[Items listed in a dataset]

□ □ □ □ □ □ □

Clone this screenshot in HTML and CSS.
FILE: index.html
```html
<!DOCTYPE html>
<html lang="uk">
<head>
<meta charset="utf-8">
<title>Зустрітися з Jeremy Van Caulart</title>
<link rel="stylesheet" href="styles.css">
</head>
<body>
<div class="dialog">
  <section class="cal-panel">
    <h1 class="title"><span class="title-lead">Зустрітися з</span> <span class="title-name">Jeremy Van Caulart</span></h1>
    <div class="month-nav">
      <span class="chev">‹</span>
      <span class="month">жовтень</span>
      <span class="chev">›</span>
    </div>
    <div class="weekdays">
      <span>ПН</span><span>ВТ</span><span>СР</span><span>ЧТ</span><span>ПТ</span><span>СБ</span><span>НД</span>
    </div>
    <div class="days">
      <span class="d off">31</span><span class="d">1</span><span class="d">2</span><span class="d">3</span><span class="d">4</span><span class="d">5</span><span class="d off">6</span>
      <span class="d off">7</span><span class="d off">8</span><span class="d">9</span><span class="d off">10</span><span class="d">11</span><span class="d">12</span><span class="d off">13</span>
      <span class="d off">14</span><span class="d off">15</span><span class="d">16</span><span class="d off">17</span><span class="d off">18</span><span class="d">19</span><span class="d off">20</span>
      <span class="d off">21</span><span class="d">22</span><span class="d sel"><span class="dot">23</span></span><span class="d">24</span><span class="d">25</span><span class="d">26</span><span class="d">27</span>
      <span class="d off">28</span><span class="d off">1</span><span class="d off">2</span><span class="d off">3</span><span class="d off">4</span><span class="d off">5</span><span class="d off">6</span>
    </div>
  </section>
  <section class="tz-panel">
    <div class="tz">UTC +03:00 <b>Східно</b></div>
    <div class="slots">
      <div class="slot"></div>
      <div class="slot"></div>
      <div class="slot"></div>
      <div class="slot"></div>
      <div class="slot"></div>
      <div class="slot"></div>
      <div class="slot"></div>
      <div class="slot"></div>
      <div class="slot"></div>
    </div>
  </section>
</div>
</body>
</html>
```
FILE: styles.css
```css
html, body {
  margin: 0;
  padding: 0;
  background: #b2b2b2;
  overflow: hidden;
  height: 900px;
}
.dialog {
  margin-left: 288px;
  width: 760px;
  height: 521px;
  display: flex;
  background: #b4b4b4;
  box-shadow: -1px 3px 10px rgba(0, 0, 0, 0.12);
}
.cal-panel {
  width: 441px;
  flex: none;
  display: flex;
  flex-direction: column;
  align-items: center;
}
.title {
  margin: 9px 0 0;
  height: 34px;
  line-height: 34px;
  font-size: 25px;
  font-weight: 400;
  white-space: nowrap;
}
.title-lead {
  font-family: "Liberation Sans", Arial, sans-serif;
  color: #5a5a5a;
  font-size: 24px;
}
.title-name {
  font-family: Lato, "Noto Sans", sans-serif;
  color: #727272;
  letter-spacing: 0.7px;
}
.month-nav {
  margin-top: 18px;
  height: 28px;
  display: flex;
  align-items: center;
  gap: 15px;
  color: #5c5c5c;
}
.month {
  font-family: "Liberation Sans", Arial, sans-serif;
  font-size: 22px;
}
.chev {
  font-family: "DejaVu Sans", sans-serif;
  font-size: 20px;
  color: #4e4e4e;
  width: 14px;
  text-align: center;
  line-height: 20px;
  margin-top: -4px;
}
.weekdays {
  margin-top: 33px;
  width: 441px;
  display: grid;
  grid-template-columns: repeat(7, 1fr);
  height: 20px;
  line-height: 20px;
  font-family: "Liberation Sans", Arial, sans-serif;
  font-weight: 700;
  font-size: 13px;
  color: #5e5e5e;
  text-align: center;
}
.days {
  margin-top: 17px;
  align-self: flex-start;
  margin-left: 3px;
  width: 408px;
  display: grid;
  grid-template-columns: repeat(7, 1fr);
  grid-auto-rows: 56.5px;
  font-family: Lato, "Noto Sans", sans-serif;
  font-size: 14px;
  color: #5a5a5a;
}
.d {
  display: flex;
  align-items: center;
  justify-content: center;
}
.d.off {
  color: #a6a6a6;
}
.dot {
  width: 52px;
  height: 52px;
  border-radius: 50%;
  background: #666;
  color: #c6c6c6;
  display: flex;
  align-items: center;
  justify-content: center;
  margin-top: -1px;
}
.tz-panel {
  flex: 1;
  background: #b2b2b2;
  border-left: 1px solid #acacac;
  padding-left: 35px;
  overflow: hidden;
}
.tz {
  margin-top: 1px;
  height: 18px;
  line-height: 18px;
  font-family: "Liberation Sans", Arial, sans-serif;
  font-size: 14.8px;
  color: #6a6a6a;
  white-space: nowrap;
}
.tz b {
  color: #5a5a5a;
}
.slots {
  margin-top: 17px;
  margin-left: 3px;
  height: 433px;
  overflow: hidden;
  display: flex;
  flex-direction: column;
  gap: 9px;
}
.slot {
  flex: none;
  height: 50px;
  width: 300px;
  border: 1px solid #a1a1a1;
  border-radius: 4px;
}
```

□ □ □ □ □ □ □

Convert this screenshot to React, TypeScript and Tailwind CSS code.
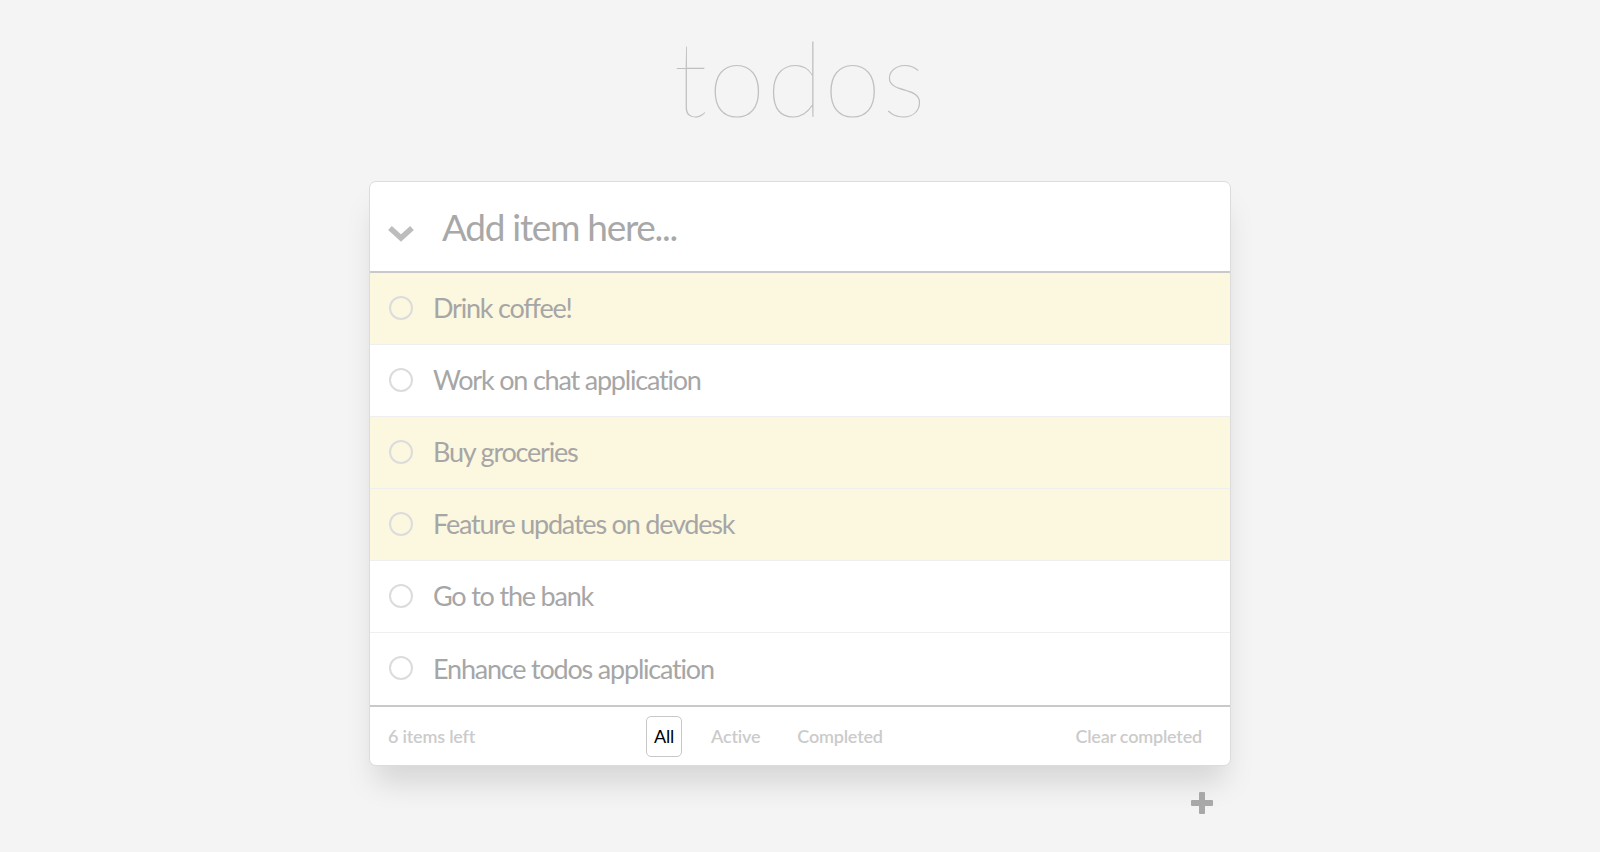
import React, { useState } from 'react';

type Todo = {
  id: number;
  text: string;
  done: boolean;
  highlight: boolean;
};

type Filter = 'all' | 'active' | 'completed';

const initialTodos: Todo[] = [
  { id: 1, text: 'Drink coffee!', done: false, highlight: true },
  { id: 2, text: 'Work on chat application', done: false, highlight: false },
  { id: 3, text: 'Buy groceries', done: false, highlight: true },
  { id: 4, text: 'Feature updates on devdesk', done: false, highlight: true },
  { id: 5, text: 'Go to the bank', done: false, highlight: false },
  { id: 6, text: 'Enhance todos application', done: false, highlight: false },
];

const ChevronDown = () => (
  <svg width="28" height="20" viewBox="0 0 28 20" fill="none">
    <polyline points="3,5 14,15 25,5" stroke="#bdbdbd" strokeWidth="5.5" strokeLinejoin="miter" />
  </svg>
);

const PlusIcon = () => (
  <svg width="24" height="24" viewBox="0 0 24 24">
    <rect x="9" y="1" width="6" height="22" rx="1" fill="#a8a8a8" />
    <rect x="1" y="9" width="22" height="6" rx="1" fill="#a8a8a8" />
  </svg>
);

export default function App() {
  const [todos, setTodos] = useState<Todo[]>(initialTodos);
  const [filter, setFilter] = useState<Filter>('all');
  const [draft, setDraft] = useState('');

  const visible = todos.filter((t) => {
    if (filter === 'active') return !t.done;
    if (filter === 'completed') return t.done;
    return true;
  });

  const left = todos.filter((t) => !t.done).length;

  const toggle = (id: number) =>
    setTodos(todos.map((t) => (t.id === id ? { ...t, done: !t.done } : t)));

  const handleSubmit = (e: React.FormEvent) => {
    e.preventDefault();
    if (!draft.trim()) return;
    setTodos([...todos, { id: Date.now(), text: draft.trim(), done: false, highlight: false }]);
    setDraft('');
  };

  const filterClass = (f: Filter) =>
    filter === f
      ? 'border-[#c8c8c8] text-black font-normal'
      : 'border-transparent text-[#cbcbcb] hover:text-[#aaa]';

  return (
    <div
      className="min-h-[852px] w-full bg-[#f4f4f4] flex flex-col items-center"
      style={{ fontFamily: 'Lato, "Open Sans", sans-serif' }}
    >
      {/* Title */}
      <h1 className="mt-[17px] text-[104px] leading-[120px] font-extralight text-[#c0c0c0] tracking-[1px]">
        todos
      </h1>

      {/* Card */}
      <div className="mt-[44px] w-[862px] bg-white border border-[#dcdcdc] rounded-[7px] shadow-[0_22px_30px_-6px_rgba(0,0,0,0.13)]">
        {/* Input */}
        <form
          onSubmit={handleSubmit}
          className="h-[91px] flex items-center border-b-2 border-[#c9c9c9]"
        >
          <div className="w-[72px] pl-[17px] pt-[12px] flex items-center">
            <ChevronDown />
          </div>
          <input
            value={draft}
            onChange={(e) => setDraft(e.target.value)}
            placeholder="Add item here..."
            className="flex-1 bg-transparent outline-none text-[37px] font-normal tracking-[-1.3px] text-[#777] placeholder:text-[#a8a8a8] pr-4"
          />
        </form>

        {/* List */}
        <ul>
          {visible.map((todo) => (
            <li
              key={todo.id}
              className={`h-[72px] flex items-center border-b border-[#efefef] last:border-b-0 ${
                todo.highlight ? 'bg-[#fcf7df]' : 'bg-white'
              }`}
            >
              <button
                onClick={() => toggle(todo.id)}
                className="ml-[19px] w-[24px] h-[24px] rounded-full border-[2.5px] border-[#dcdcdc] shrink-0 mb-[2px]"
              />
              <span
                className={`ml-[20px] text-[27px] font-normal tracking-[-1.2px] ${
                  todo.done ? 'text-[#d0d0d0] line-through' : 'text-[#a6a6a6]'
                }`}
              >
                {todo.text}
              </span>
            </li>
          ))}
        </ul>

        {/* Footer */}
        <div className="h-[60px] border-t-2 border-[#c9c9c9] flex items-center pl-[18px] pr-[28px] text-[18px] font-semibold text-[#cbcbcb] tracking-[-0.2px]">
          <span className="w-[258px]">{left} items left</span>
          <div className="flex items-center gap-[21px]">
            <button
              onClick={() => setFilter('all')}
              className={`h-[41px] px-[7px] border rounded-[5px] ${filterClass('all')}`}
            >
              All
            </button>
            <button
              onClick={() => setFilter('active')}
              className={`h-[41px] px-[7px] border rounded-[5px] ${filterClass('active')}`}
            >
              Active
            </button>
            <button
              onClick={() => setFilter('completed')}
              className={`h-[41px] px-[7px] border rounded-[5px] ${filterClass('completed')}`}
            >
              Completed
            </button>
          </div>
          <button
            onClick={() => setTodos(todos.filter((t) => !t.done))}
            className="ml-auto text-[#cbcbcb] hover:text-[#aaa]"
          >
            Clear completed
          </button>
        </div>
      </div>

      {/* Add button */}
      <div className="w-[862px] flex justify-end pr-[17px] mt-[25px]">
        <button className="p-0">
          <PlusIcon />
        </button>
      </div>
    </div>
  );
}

□ □ □ □ □ □ □

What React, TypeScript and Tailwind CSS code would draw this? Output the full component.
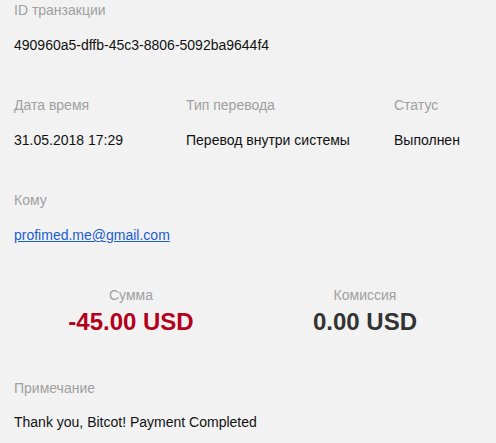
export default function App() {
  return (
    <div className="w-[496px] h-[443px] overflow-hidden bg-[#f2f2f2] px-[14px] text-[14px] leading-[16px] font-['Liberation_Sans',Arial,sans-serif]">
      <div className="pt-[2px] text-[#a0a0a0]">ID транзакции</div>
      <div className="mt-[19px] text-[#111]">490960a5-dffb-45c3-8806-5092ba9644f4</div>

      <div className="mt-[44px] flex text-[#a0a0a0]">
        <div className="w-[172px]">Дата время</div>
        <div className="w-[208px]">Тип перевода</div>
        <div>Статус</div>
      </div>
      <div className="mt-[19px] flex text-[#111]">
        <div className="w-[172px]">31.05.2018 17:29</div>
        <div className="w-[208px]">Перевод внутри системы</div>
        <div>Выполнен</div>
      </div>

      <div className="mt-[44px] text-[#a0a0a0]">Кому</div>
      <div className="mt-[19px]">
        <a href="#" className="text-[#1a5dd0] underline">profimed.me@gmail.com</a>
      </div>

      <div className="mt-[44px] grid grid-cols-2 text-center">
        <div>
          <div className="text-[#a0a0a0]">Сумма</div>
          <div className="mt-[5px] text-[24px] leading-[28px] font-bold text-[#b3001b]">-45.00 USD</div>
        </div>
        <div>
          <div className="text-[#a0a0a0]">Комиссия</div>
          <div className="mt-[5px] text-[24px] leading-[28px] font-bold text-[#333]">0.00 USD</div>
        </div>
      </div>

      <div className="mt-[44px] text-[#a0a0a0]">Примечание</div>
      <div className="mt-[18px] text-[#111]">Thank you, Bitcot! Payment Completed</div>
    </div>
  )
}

□ □ □ □ □ □ □

Task prompt: Repeat, with no pictures, exactly the lines from the one containing "Convert this screenshot" through the one containing "type Filter = 'all' | 'active' | 'completed';", the first and last included.

Result:
Convert this screenshot to React, TypeScript and Tailwind CSS code.
import React, { useState } from 'react';

type Todo = {
  id: number;
  text: string;
  done: boolean;
  highlight: boolean;
};

type Filter = 'all' | 'active' | 'completed';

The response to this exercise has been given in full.